## [RECORDS TO PROCESS]
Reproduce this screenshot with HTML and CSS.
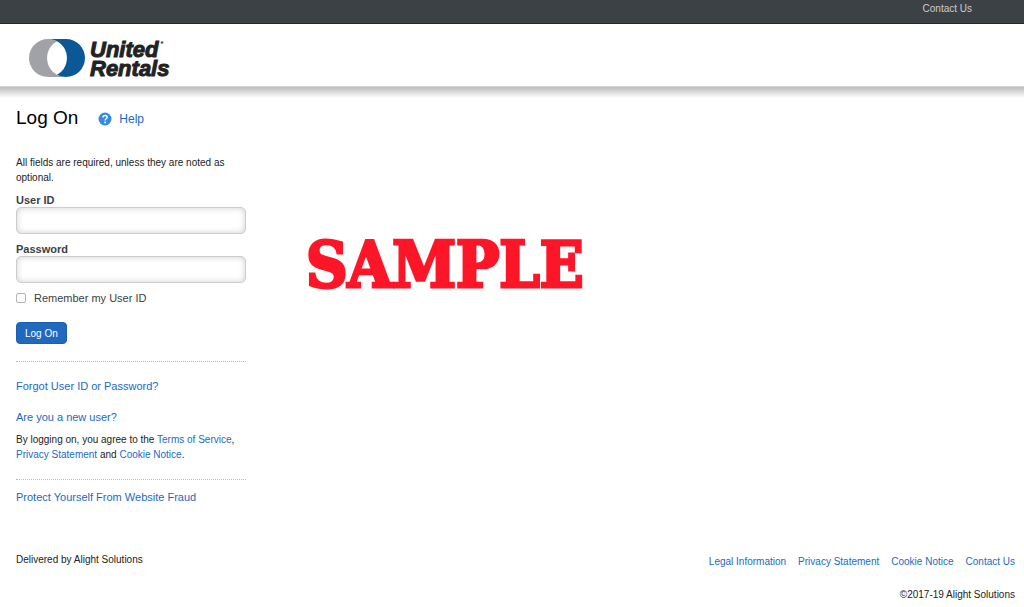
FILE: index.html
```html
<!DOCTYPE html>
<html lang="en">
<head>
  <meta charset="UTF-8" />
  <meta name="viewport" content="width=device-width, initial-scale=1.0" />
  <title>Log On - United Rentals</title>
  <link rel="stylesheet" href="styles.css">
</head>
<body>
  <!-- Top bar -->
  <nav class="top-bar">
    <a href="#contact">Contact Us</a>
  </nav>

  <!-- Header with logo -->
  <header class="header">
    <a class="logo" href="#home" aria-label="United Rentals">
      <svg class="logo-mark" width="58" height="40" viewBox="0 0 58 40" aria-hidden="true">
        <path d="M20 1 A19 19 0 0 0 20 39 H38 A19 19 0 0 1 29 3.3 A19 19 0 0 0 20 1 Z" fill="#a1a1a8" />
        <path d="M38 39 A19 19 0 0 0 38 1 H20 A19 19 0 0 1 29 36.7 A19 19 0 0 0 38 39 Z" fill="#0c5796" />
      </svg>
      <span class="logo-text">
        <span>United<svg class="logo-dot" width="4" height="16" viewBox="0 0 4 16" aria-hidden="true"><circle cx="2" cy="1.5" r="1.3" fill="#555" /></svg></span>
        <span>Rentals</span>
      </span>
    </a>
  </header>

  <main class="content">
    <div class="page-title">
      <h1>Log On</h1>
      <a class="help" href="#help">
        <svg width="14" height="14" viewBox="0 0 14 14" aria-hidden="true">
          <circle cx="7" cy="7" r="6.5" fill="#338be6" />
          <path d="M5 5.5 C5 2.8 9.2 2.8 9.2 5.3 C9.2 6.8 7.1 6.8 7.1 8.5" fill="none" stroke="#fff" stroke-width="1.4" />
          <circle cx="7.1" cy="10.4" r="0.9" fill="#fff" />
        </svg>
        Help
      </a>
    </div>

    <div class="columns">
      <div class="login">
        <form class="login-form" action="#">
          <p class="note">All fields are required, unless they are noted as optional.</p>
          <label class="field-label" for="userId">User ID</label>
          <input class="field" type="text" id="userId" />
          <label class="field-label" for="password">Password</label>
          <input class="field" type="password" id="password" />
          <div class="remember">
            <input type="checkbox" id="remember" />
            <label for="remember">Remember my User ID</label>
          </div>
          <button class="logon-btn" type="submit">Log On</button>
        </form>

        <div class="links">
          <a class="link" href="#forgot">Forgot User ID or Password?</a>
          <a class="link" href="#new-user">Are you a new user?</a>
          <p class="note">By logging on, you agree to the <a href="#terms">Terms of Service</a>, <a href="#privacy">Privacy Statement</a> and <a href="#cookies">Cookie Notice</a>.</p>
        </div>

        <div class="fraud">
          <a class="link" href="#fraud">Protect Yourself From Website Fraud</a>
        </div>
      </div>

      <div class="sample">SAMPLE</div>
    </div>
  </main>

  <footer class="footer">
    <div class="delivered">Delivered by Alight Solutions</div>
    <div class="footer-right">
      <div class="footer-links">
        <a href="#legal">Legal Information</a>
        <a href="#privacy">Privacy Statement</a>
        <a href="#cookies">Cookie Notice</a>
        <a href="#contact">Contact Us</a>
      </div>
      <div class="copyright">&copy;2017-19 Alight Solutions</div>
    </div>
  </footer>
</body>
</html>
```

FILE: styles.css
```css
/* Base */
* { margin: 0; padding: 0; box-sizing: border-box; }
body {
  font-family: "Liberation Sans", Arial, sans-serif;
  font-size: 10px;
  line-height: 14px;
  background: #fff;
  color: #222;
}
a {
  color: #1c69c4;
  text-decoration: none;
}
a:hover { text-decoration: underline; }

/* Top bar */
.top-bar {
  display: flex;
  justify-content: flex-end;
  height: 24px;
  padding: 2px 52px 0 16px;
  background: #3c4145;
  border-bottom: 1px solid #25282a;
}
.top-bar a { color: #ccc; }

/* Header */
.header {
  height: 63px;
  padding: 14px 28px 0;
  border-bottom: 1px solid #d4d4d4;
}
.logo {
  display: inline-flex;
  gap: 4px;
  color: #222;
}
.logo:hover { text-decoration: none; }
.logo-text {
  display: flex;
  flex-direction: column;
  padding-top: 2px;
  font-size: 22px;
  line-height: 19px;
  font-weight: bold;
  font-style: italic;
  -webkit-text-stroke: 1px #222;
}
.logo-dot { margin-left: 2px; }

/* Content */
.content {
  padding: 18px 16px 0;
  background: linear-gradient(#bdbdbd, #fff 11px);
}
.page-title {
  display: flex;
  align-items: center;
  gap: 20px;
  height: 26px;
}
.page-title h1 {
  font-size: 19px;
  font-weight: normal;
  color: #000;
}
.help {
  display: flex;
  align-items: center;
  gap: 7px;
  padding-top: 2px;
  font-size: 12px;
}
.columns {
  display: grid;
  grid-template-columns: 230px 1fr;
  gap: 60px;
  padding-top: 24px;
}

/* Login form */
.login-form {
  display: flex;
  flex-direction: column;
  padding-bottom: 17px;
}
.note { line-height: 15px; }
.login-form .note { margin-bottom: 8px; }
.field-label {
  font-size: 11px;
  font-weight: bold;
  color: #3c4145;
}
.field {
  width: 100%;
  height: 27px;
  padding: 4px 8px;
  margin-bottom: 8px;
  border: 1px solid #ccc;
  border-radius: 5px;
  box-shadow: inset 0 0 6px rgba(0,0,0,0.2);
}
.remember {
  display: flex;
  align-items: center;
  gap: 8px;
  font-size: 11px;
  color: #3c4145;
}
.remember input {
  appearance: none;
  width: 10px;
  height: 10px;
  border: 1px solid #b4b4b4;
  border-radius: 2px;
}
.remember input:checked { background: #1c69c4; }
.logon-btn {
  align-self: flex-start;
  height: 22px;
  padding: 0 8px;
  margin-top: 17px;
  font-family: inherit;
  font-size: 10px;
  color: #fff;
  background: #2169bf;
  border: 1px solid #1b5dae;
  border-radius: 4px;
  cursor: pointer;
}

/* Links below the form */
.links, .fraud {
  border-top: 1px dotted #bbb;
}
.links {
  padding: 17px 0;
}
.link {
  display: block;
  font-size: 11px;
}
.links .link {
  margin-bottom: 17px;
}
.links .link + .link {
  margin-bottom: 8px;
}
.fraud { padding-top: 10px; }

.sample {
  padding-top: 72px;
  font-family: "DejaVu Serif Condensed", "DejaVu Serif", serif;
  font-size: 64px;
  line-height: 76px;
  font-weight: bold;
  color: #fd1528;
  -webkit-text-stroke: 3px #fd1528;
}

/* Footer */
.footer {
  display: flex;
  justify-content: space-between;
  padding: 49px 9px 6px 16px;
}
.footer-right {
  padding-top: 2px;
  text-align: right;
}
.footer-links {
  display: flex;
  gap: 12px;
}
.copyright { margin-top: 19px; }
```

==

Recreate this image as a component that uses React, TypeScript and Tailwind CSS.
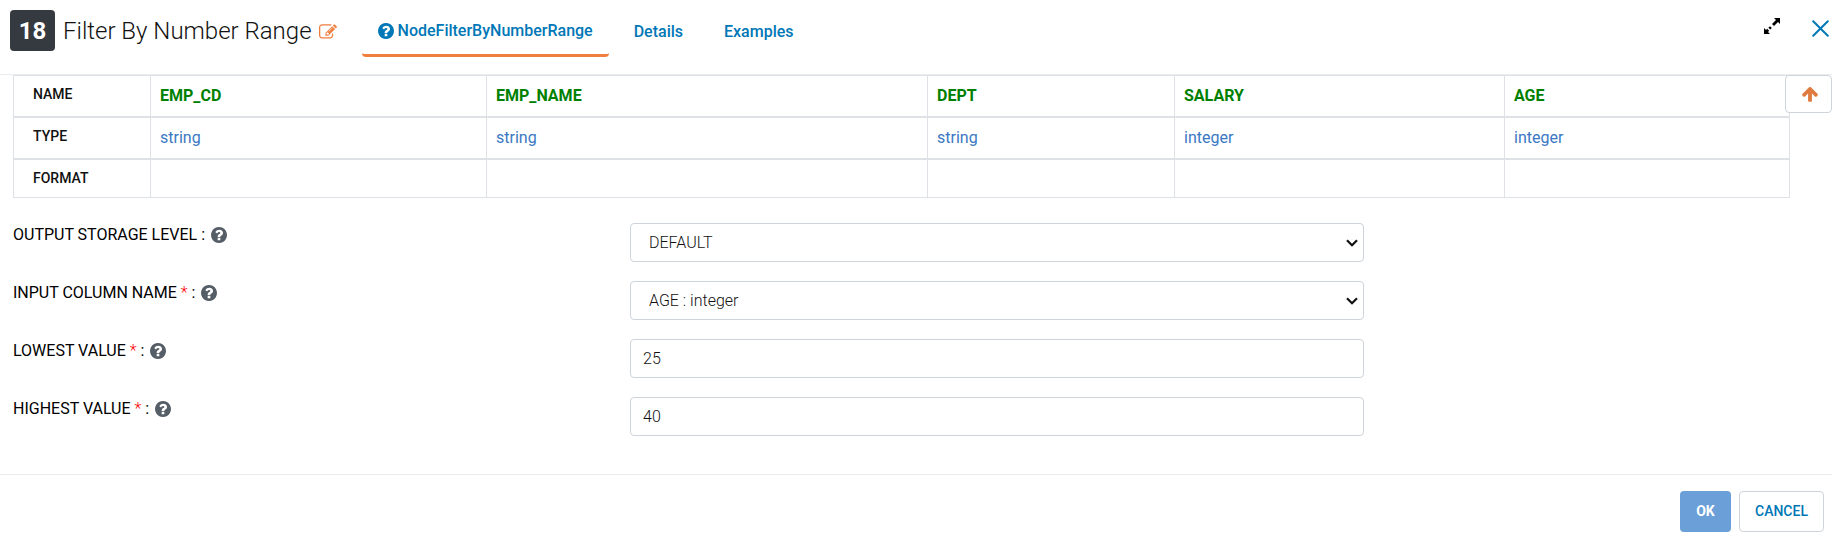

## [SET EXERCISE]
From the material above, gather all lines that include the string "with" and copy them.

## [REPLY TO THE EXERCISE]
Reproduce this screenshot with HTML and CSS.
  <!-- Header with logo -->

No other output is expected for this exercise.